Burying Ground Memorialization Committee Final Report
Final Report Executive Summary
The University charged the Committee with identifying appropriate means to memorialize the enslaved people who lived and labored on this land prior to the University’s arrival. We followed intersecting paths of exploration and consultation:
- Extensive original research discovered the names of dozens of enslaved people who worked on the plantations and farms that occupied the land since the late eighteenth century.
- Guided by an expert local historian, we identified more than a hundred descendants of the families most likely to have had family members interred in the burying ground.
- The Committee met with those descendants at the Burying Ground site, at local churches, and online to hear their thoughts and suggestions.
- Meetings and conversation with faculty, staff, and students within the University identified aspirations and principles to guide the memorialization. All agreed on the need to acknowledge the harm done by the institution and to approach the work realistically, authentically, and with humility.
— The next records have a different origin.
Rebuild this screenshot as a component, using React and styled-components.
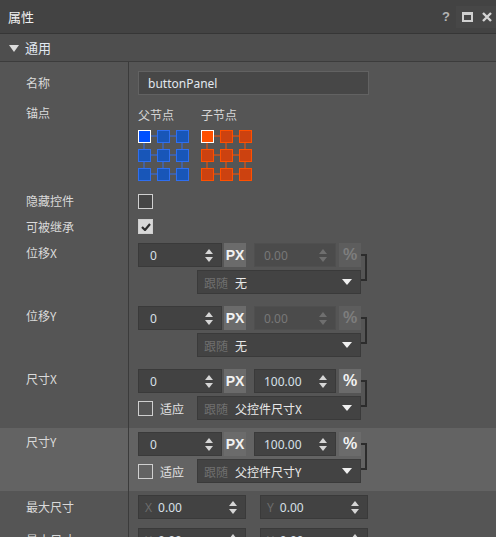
import React from "react"
import styled, { createGlobalStyle } from "styled-components"

const Global = createGlobalStyle`
  html, body { margin: 0; padding: 0; background: #555555; overflow: hidden; }
  body { font-family: "Noto Sans", "Noto Sans CJK SC", sans-serif; font-size: 12px; color: #dcdcdc; }
`

const Panel = styled.div`
  width: 496px;
  height: 537px;
  overflow: hidden;
  background: #555555;
  display: flex;
  flex-direction: column;
`

const TitleBar = styled.div`
  height: 33px;
  flex: none;
  background: #434343;
  border-bottom: 1px solid #363636;
  display: flex;
  align-items: center;
  padding-left: 8px;
`

const Title = styled.div`
  flex: 1;
  font-size: 13px;
  color: #f0f0f0;
  font-family: "Noto Sans CJK SC", sans-serif;
`

const TitleButton = styled.div`
  width: ${p => p.w || 20}px;
  height: 22px;
  display: flex;
  align-items: center;
  justify-content: center;
  background: ${p => p.bg || "transparent"};
  color: #b4b4b4;
  font-weight: bold;
  font-size: 13px;
  font-family: "Liberation Sans", sans-serif;
`

const MaxBox = styled.div`
  width: 7px;
  height: 5px;
  border: 2px solid #d0d0d0;
  border-top-width: 3px;
`

const SectionHeader = styled.div`
  height: 27px;
  flex: none;
  background: #4e4e4e;
  border-bottom: 1px solid #3c3c3c;
  display: flex;
  align-items: center;
  padding-left: 9px;
  gap: 6px;
  font-size: 13px;
  color: #e2e9f1;
  font-family: "Noto Sans CJK SC", sans-serif;
`

const Caret = styled.div`
  width: 0;
  height: 0;
  border-left: 5px solid transparent;
  border-right: 5px solid transparent;
  border-top: 7px solid #dcdcdc;
  margin-top: 1px;
`

const Row = styled.div`
  display: flex;
  flex: none;
  height: ${p => p.h}px;
  background: ${p => (p.hl ? "#636363" : "transparent")};
  align-items: ${p => (p.center ? "center" : "stretch")};
`

const Label = styled.div`
  width: 129px;
  flex: none;
  align-self: stretch;
  box-sizing: border-box;
  padding-left: 26px;
  padding-top: ${p => (p.center ? 0 : p.top)}px;
  display: flex;
  align-items: ${p => (p.center ? "center" : "flex-start")};
  border-right: 1px solid #3b3b3b;
  font-family: "Noto Sans CJK SC", sans-serif;
  font-size: 12px;
  line-height: 16px;
  color: #dadada;
`

const Value = styled.div`
  flex: 1;
  display: flex;
  align-items: ${p => (p.center ? "center" : "flex-start")};
  padding: ${p => p.pad || "0"};
  padding-left: 9px;
`

const TextInput = styled.div`
  width: 231px;
  height: 24px;
  box-sizing: border-box;
  background: #474747;
  border: 1px solid #626262;
  display: flex;
  align-items: center;
  padding-left: 9px;
  color: #e2e8ee;
  font-size: 12px;
`

const AnchorWrap = styled.div`
  display: flex;
  gap: 12px;
`

const AnchorCol = styled.div`
  display: flex;
  flex-direction: column;
  gap: 7px;
  font-family: "Noto Sans CJK SC", sans-serif;
  font-size: 12px;
  line-height: 16px;
  color: #d6d6d6;
`

const Check = styled.div`
  width: 13px;
  height: 13px;
  flex: none;
  border: 1px solid #cfcfcf;
  background: ${p => (p.on ? "#d8d8d8" : p.dark ? "#454545" : "transparent")};
  display: flex;
  align-items: center;
  justify-content: center;
`

const Lines = styled.div`
  width: 223px;
  display: flex;
  flex-direction: column;
  gap: 3px;
`

const Line = styled.div`
  display: flex;
  align-items: center;
  height: 24px;
  justify-content: ${p => (p.end ? "flex-end" : "flex-start")};
`

const NumBox = styled.div`
  width: ${p => p.w}px;
  height: 24px;
  box-sizing: border-box;
  flex: none;
  background: ${p => (p.off ? "#4b4b4b" : "#424242")};
  border: 1px solid ${p => (p.off ? "#4f4f4f" : "#3a3a3a")};
  display: flex;
  align-items: center;
  padding: 0 8px 0 ${p => p.pl || 11}px;
  color: ${p => (p.off ? "#787878" : "#d8e0e8")};
  font-size: 12px;
  margin-left: ${p => p.ml || 0}px;
`

const NumText = styled.span`
  flex: 1;
`

const Prefix = styled.span`
  color: #6c6c6c;
  margin-right: 6px;
`

const UnitButton = styled.div`
  width: 22px;
  height: 24px;
  flex: none;
  box-sizing: border-box;
  margin-left: ${p => p.ml}px;
  background: ${p => (p.off ? "#5d5d5d" : "#6b6b6b")};
  color: ${p => (p.off ? "#7e7e7e" : "#f2f2f2")};
  display: flex;
  align-items: center;
  justify-content: center;
  font-family: "Liberation Sans", sans-serif;
  font-weight: bold;
  font-size: ${p => p.fs}px;
`

const Bracket = styled.div`
  width: 6px;
  height: 27px;
  margin-top: 11px;
  box-sizing: border-box;
  border: 2px solid #2c2c2c;
  border-left: none;
  flex: none;
`

const FitLabel = styled.div`
  width: 59px;
  display: flex;
  align-items: center;
  gap: 7px;
  font-family: "Noto Sans CJK SC", sans-serif;
  color: #e4e4e4;
`

const Select = styled.div`
  width: 164px;
  height: 24px;
  box-sizing: border-box;
  background: #434343;
  border: 1px solid #3a3a3a;
  display: flex;
  align-items: center;
  padding: 0 8px 0 6px;
  font-family: "Noto Sans CJK SC", sans-serif;
  font-size: 12px;
`

const Follow = styled.span`
  color: #6f6f6f;
  margin-right: 7px;
`

const SelectText = styled.span`
  flex: 1;
  color: #e8e8e8;
`

const DownArrow = styled.div`
  width: 0;
  height: 0;
  border-left: 5px solid transparent;
  border-right: 5px solid transparent;
  border-top: 6px solid #f0f0f0;
`

const Spinner = ({ off }) => (
  <svg width="8" height="13" viewBox="0 0 8 13">
    <polygon points="4,0 8,5 0,5" fill={off ? "#6f6f6f" : "#d6d6d6"} />
    <polygon points="0,8 8,8 4,13" fill={off ? "#6f6f6f" : "#d6d6d6"} />
  </svg>
)

const AnchorGrid = ({ fill, stroke, sel }) => {
  const pos = [0, 19, 38]
  return (
    <svg width="51" height="51" viewBox="0 0 51 51">
      {pos.map(p => (
        <g key={p}>
          <line x1="12" y1={p + 6} x2="39" y2={p + 6} stroke={stroke} strokeWidth="1" />
          <line x1={p + 6} y1="12" x2={p + 6} y2="39" stroke={stroke} strokeWidth="1" />
        </g>
      ))}
      {pos.map(y =>
        pos.map(x => {
          const first = x === 0 && y === 0
          return (
            <rect
              key={x + "-" + y}
              x={x + 0.5}
              y={y + 0.5}
              width="12"
              height="12"
              fill={first ? sel : fill}
              stroke={first ? "#ffffff" : stroke}
              strokeWidth="1"
            />
          )
        })
      )}
    </svg>
  )
}

const OffsetBlock = ({ label, fit, right, rightOff, follow, hl }) => (
  <Row h={63} hl={hl}>
    <Label top={6}>{label}</Label>
    <Value pad="4px 0 0 0">
      <Lines>
        <Line>
          <NumBox w={84}>
            <NumText>0</NumText>
            <Spinner />
          </NumBox>
          <UnitButton ml={2} fs={14}>PX</UnitButton>
          <NumBox w={82} ml={8} off={rightOff} pl={9}>
            <NumText>{right}</NumText>
            <Spinner off={rightOff} />
          </NumBox>
          <UnitButton ml={3} fs={16} off={rightOff}>%</UnitButton>
        </Line>
        <Line end={!fit}>
          {fit && (
            <FitLabel>
              <Check />
              适应
            </FitLabel>
          )}
          <Select>
            <Follow>跟随</Follow>
            <SelectText>{follow}</SelectText>
            <DownArrow />
          </Select>
        </Line>
      </Lines>
      <Bracket />
    </Value>
  </Row>
)

const PairRow = ({ label, h }) => (
  <Row h={h}>
    <Label top={8}>{label}</Label>
    <Value pad="4px 0 0 0">
      <NumBox w={108} pl={6}>
        <Prefix>X</Prefix>
        <NumText>0.00</NumText>
        <Spinner />
      </NumBox>
      <NumBox w={108} ml={14} pl={6}>
        <Prefix>Y</Prefix>
        <NumText>0.00</NumText>
        <Spinner />
      </NumBox>
    </Value>
  </Row>
)

const App = () => (
  <>
    <Global />
    <Panel>
      <TitleBar>
        <Title>属性</Title>
        <TitleButton w={20}>?</TitleButton>
        <TitleButton w={22} bg="#474747">
          <MaxBox />
        </TitleButton>
        <TitleButton w={18} bg="#474747">
          <svg width="10" height="10" viewBox="0 0 10 10">
            <path d="M1 1 L9 9 M9 1 L1 9" stroke="#d4d4d4" strokeWidth="2.4" />
          </svg>
        </TitleButton>
      </TitleBar>
      <SectionHeader>
        <Caret />
        通用
      </SectionHeader>

      <Row h={38}>
        <Label top={13}>名称</Label>
        <Value pad="9px 0 0 0">
          <TextInput>buttonPanel</TextInput>
        </Value>
      </Row>

      <Row h={88}>
        <Label top={5}>锚点</Label>
        <Value pad="7px 0 0 0">
          <AnchorWrap>
            <AnchorCol>
              父节点
              <AnchorGrid fill="#1856b8" stroke="#2f6ff0" sel="#0050ff" />
            </AnchorCol>
            <AnchorCol>
              子节点
              <AnchorGrid fill="#cc4210" stroke="#ff5000" sel="#ff5000" />
            </AnchorCol>
          </AnchorWrap>
        </Value>
      </Row>

      <Row h={26} center>
        <Label center>隐藏控件</Label>
        <Value center>
          <Check dark />
        </Value>
      </Row>

      <Row h={25} center>
        <Label center>可被继承</Label>
        <Value center>
          <Check on>
            <svg width="10" height="8" viewBox="0 0 10 8">
              <path d="M1 4 L4 7 L9 1" fill="none" stroke="#2e2e2e" strokeWidth="2.2" />
            </svg>
          </Check>
        </Value>
      </Row>

      <OffsetBlock label="位移X" right="0.00" rightOff follow="无" />
      <OffsetBlock label="位移Y" right="0.00" rightOff follow="无" />
      <OffsetBlock label="尺寸X" right="100.00" fit follow="父控件尺寸X" />
      <OffsetBlock label="尺寸Y" right="100.00" fit follow="父控件尺寸Y" hl />

      <PairRow label="最大尺寸" h={33} />
      <PairRow label="最小尺寸" h={33} />
    </Panel>
  </>
)

export default App
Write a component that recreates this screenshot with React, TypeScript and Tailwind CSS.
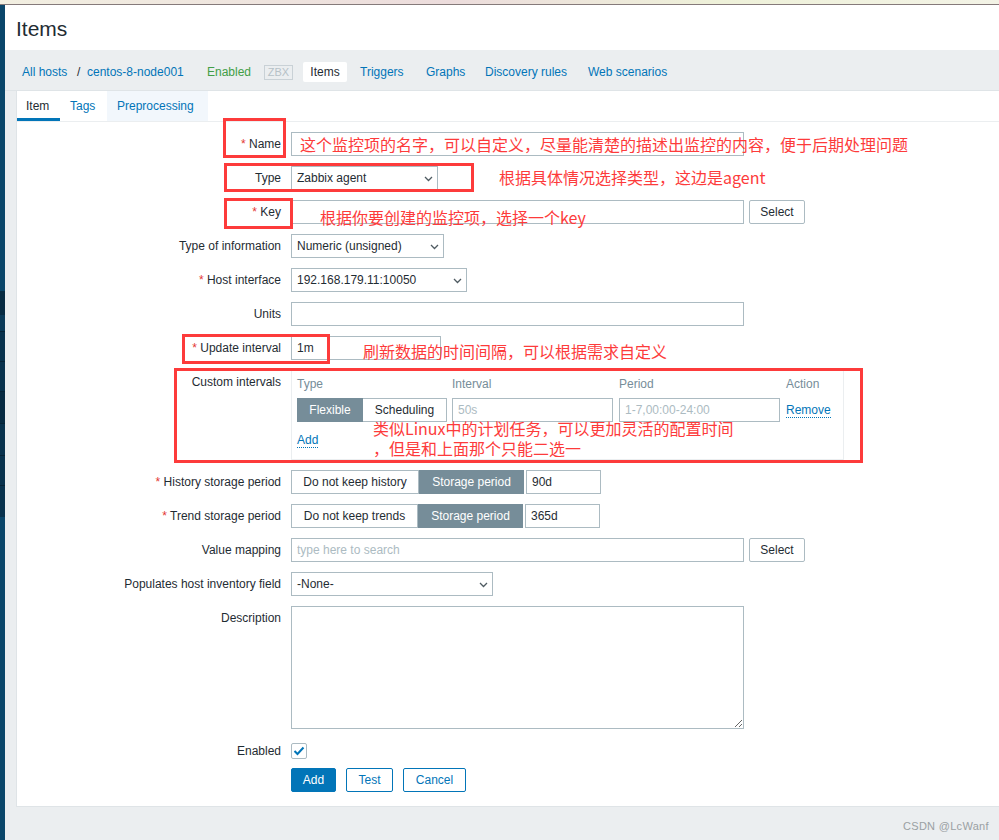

- Collaboration with two skilled architects experienced in the memorialization of enslaved people, in Virginia and beyond, helped place our work in larger context and advance our conversations toward concrete solutions.
From those dozens of conversations, leading design principles emerged:
The Burying Ground site should remain sacred and lightly touched.
The Burying Ground should be unique, accessible, and inviting.
The Burying Ground should balance sentiments of reconciliation and resilience with the certainty of an enduring struggle.
Based on that work, the Committee has forwarded a final report with three possible designs concepts that reflect lessons learned in its work. President Kevin Hallock will oversee the next steps in memorialization.